Avec ce travail, des cadavres j'en avais vu des dizaines et des dizaines de fois mais ce n'était pas ça.

Non.

C'était plutôt cette impression de savoir très exactement ce qui avait eu lieu cette nuit. Je ressens ce déséquilibre dû à ces mêmes pavés sous mes pieds. Et cette ruelle obscurcie par la hauteur des bâtiments, moins sombres que durant cette nuit, certes, mais je la reconnais.

Et elle est là, dos à moi, vivante, pour le moment.

Et cette voix, rauque, masculine et en même temps familière, sortie de nulle part :


"Alors je vis que l'Agneau avait ouvert un des sceaux, et j'entendis l'un des quatre animaux qui disait d'une voix de tonnerre: Viens et vois.

Je regardai donc, et je vis un cheval blanc, et celui qui était monté dessus avait un arc, et on lui donna une couronne, et il partit en vainqueur, pour remporter la victoire."


Je deviens fou!

Tyler me regarde de plus en plus inquiet. « Tu es sûr que ça va ? »

J'opine du chef.

« Ethan, si tu n'es pas en état ce n'est pas grave, je te refilerai mon rapport en douce comme l'autre fois. »me dit-il.

Je tente de recouvrer mes esprits et me rassure.

C'est la plus grosse gueule de bois que je n'ai jamais eu, je n'ai même sûrement pas dessaoulé totalement. Des visions et des voix...n'importe quoi.

Je lui réponds : « Je t'assure, c'est bon, on peut y aller ».

Dans l'arrière-cour du Hell's se trouve là, entouré de containers à verre, de poubelles remplies de déchets nauséabonds et sans aucun doute de familles entières de rongeurs, un cadavre enveloppé dans un sac mortuaire noire.

Tyler me fait signe d'approcher. Il s'accroupit et ouvre le sac.
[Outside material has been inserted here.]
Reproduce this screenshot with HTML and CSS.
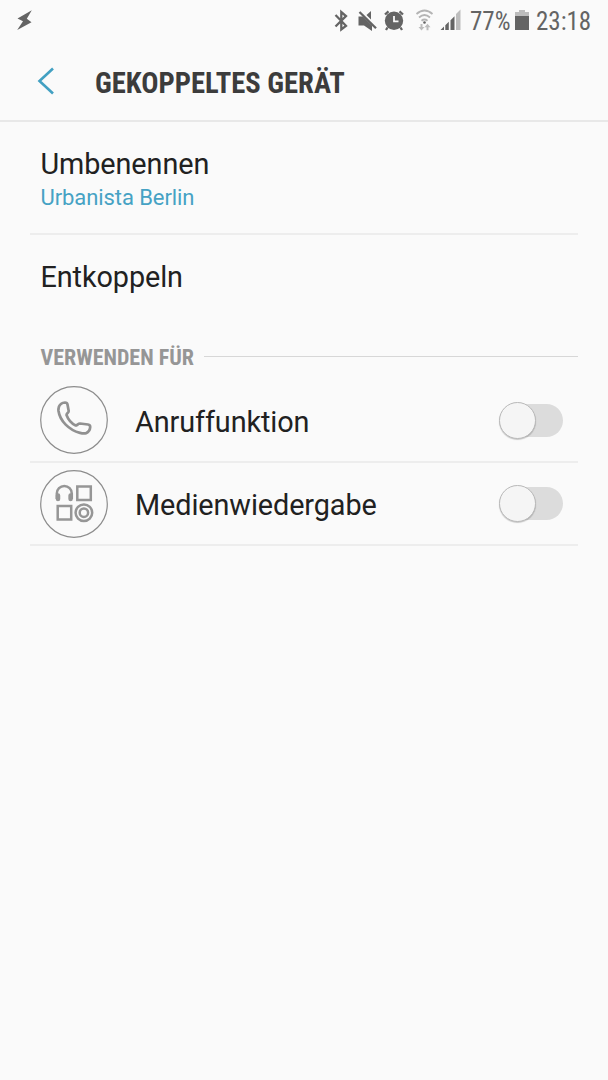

« Tu la reconnais ? » me dit-il.

Comment ne pas la reconnaître ? Je l'avais su, je l'avais vu avant même qui ouvre ce sac. C'était elle, dans ma vision, avec ces boucles d'un blond doré et ces yeux, auparavant vert, était fermés. Et malgré toutes ces entailles à travers le corps et le visage, j'aurais pu la reconnaître entre mille.

C'était Nina, la serveuse du Hell's, la même serveuse qui m'avait éconduit hier soir.